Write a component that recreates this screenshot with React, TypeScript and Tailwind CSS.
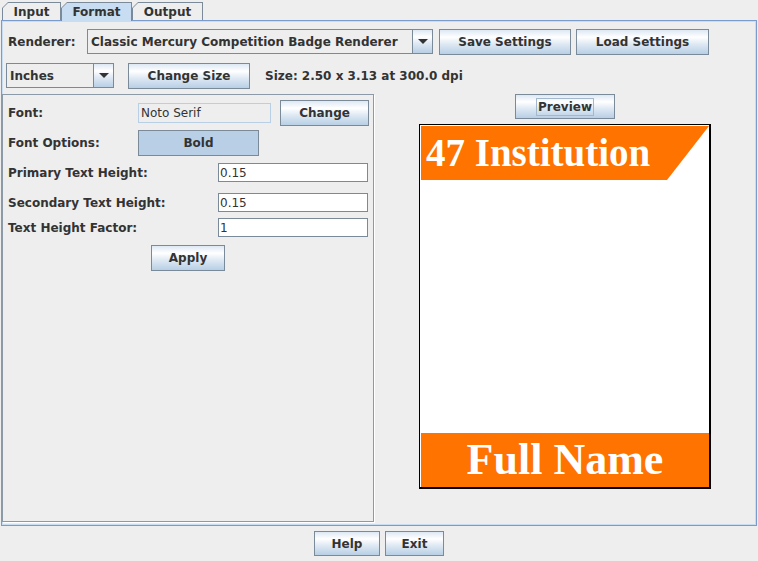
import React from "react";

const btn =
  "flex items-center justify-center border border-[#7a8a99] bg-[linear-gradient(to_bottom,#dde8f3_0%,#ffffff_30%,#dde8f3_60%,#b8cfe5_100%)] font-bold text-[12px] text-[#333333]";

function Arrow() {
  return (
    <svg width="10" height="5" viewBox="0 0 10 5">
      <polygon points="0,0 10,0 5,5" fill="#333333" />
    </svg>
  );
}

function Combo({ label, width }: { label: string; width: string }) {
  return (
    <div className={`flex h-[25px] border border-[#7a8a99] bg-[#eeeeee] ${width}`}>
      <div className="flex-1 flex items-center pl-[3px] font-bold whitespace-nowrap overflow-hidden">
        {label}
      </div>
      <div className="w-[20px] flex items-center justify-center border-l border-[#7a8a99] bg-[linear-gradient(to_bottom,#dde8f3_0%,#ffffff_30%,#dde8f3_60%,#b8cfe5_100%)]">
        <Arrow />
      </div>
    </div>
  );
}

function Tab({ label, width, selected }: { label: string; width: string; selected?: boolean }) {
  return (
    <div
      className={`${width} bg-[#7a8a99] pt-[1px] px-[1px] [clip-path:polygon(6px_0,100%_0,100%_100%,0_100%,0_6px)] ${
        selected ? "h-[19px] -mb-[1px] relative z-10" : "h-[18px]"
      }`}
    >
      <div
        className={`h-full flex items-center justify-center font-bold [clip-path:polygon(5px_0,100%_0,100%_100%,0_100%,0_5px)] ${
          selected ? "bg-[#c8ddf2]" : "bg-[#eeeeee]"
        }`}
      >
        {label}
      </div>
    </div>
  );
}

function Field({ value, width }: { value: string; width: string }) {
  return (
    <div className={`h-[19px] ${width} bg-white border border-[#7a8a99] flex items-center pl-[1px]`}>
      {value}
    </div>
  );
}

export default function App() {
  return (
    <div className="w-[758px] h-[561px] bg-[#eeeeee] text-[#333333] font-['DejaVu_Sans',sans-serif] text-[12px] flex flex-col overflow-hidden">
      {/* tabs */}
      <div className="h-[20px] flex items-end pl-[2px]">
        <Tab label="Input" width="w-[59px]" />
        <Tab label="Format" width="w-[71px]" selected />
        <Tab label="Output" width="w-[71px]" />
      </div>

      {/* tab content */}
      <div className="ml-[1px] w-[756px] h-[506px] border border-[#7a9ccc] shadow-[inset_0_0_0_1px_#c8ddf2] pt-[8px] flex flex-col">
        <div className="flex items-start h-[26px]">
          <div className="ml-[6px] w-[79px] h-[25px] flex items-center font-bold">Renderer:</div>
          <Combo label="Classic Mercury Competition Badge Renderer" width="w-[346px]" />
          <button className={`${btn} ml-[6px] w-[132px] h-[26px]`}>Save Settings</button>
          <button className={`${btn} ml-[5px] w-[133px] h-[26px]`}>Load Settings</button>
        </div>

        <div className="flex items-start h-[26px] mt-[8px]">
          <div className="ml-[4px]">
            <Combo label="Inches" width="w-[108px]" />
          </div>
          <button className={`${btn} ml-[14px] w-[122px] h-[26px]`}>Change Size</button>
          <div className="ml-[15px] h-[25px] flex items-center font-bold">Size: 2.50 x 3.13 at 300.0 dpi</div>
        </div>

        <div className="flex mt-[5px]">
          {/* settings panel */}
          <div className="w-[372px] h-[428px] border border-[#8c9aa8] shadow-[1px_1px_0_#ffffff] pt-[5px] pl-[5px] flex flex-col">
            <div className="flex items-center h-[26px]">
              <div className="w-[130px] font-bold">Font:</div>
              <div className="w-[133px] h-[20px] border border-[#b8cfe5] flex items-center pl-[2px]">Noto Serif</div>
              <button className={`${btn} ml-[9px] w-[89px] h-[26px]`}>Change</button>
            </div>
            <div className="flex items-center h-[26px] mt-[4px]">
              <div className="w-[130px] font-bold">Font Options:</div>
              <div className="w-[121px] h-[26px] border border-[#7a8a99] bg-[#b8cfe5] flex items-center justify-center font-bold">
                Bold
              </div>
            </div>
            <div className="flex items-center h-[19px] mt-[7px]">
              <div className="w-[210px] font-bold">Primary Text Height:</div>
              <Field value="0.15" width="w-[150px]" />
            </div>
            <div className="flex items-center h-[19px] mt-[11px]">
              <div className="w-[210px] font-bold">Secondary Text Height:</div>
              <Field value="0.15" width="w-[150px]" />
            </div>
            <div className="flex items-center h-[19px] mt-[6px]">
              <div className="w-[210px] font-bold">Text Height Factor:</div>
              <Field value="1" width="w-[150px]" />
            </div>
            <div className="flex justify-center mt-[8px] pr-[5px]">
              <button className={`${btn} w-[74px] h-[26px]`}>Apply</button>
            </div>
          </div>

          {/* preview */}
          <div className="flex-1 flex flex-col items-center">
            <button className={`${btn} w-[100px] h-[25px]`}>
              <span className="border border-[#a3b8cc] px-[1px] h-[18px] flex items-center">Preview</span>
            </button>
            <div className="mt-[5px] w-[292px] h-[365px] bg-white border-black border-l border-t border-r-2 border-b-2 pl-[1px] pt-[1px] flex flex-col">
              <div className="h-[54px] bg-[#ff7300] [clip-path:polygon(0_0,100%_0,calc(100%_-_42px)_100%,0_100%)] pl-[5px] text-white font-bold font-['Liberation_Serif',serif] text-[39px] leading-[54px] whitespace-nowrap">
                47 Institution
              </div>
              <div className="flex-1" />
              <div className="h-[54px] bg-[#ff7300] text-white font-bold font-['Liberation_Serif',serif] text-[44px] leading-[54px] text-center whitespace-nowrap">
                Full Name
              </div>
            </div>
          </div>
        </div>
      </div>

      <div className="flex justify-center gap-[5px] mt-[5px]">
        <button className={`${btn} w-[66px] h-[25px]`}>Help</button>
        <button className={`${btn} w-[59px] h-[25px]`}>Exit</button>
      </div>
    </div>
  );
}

> **WHAT IS REQUIRED**: Quote the full listing above word for word; exclude every picture from the copy.

> **TASK OUTPUT**:
Write a component that recreates this screenshot with React, TypeScript and Tailwind CSS.
import React from "react";

const btn =
  "flex items-center justify-center border border-[#7a8a99] bg-[linear-gradient(to_bottom,#dde8f3_0%,#ffffff_30%,#dde8f3_60%,#b8cfe5_100%)] font-bold text-[12px] text-[#333333]";

function Arrow() {
  return (
    <svg width="10" height="5" viewBox="0 0 10 5">
      <polygon points="0,0 10,0 5,5" fill="#333333" />
    </svg>
  );
}

function Combo({ label, width }: { label: string; width: string }) {
  return (
    <div className={`flex h-[25px] border border-[#7a8a99] bg-[#eeeeee] ${width}`}>
      <div className="flex-1 flex items-center pl-[3px] font-bold whitespace-nowrap overflow-hidden">
        {label}
      </div>
      <div className="w-[20px] flex items-center justify-center border-l border-[#7a8a99] bg-[linear-gradient(to_bottom,#dde8f3_0%,#ffffff_30%,#dde8f3_60%,#b8cfe5_100%)]">
        <Arrow />
      </div>
    </div>
  );
}

function Tab({ label, width, selected }: { label: string; width: string; selected?: boolean }) {
  return (
    <div
      className={`${width} bg-[#7a8a99] pt-[1px] px-[1px] [clip-path:polygon(6px_0,100%_0,100%_100%,0_100%,0_6px)] ${
        selected ? "h-[19px] -mb-[1px] relative z-10" : "h-[18px]"
      }`}
    >
      <div
        className={`h-full flex items-center justify-center font-bold [clip-path:polygon(5px_0,100%_0,100%_100%,0_100%,0_5px)] ${
          selected ? "bg-[#c8ddf2]" : "bg-[#eeeeee]"
        }`}
      >
        {label}
      </div>
    </div>
  );
}

function Field({ value, width }: { value: string; width: string }) {
  return (
    <div className={`h-[19px] ${width} bg-white border border-[#7a8a99] flex items-center pl-[1px]`}>
      {value}
    </div>
  );
}

export default function App() {
  return (
    <div className="w-[758px] h-[561px] bg-[#eeeeee] text-[#333333] font-['DejaVu_Sans',sans-serif] text-[12px] flex flex-col overflow-hidden">
      {/* tabs */}
      <div className="h-[20px] flex items-end pl-[2px]">
        <Tab label="Input" width="w-[59px]" />
        <Tab label="Format" width="w-[71px]" selected />
        <Tab label="Output" width="w-[71px]" />
      </div>

      {/* tab content */}
      <div className="ml-[1px] w-[756px] h-[506px] border border-[#7a9ccc] shadow-[inset_0_0_0_1px_#c8ddf2] pt-[8px] flex flex-col">
        <div className="flex items-start h-[26px]">
          <div className="ml-[6px] w-[79px] h-[25px] flex items-center font-bold">Renderer:</div>
          <Combo label="Classic Mercury Competition Badge Renderer" width="w-[346px]" />
          <button className={`${btn} ml-[6px] w-[132px] h-[26px]`}>Save Settings</button>
          <button className={`${btn} ml-[5px] w-[133px] h-[26px]`}>Load Settings</button>
        </div>

        <div className="flex items-start h-[26px] mt-[8px]">
          <div className="ml-[4px]">
            <Combo label="Inches" width="w-[108px]" />
          </div>
          <button className={`${btn} ml-[14px] w-[122px] h-[26px]`}>Change Size</button>
          <div className="ml-[15px] h-[25px] flex items-center font-bold">Size: 2.50 x 3.13 at 300.0 dpi</div>
        </div>

        <div className="flex mt-[5px]">
          {/* settings panel */}
          <div className="w-[372px] h-[428px] border border-[#8c9aa8] shadow-[1px_1px_0_#ffffff] pt-[5px] pl-[5px] flex flex-col">
            <div className="flex items-center h-[26px]">
              <div className="w-[130px] font-bold">Font:</div>
              <div className="w-[133px] h-[20px] border border-[#b8cfe5] flex items-center pl-[2px]">Noto Serif</div>
              <button className={`${btn} ml-[9px] w-[89px] h-[26px]`}>Change</button>
            </div>
            <div className="flex items-center h-[26px] mt-[4px]">
              <div className="w-[130px] font-bold">Font Options:</div>
              <div className="w-[121px] h-[26px] border border-[#7a8a99] bg-[#b8cfe5] flex items-center justify-center font-bold">
                Bold
              </div>
            </div>
            <div className="flex items-center h-[19px] mt-[7px]">
              <div className="w-[210px] font-bold">Primary Text Height:</div>
              <Field value="0.15" width="w-[150px]" />
            </div>
            <div className="flex items-center h-[19px] mt-[11px]">
              <div className="w-[210px] font-bold">Secondary Text Height:</div>
              <Field value="0.15" width="w-[150px]" />
            </div>
            <div className="flex items-center h-[19px] mt-[6px]">
              <div className="w-[210px] font-bold">Text Height Factor:</div>
              <Field value="1" width="w-[150px]" />
            </div>
            <div className="flex justify-center mt-[8px] pr-[5px]">
              <button className={`${btn} w-[74px] h-[26px]`}>Apply</button>
            </div>
          </div>

          {/* preview */}
          <div className="flex-1 flex flex-col items-center">
            <button className={`${btn} w-[100px] h-[25px]`}>
              <span className="border border-[#a3b8cc] px-[1px] h-[18px] flex items-center">Preview</span>
            </button>
            <div className="mt-[5px] w-[292px] h-[365px] bg-white border-black border-l border-t border-r-2 border-b-2 pl-[1px] pt-[1px] flex flex-col">
              <div className="h-[54px] bg-[#ff7300] [clip-path:polygon(0_0,100%_0,calc(100%_-_42px)_100%,0_100%)] pl-[5px] text-white font-bold font-['Liberation_Serif',serif] text-[39px] leading-[54px] whitespace-nowrap">
                47 Institution
              </div>
              <div className="flex-1" />
              <div className="h-[54px] bg-[#ff7300] text-white font-bold font-['Liberation_Serif',serif] text-[44px] leading-[54px] text-center whitespace-nowrap">
                Full Name
              </div>
            </div>
          </div>
        </div>
      </div>

      <div className="flex justify-center gap-[5px] mt-[5px]">
        <button className={`${btn} w-[66px] h-[25px]`}>Help</button>
        <button className={`${btn} w-[59px] h-[25px]`}>Exit</button>
      </div>
    </div>
  );
}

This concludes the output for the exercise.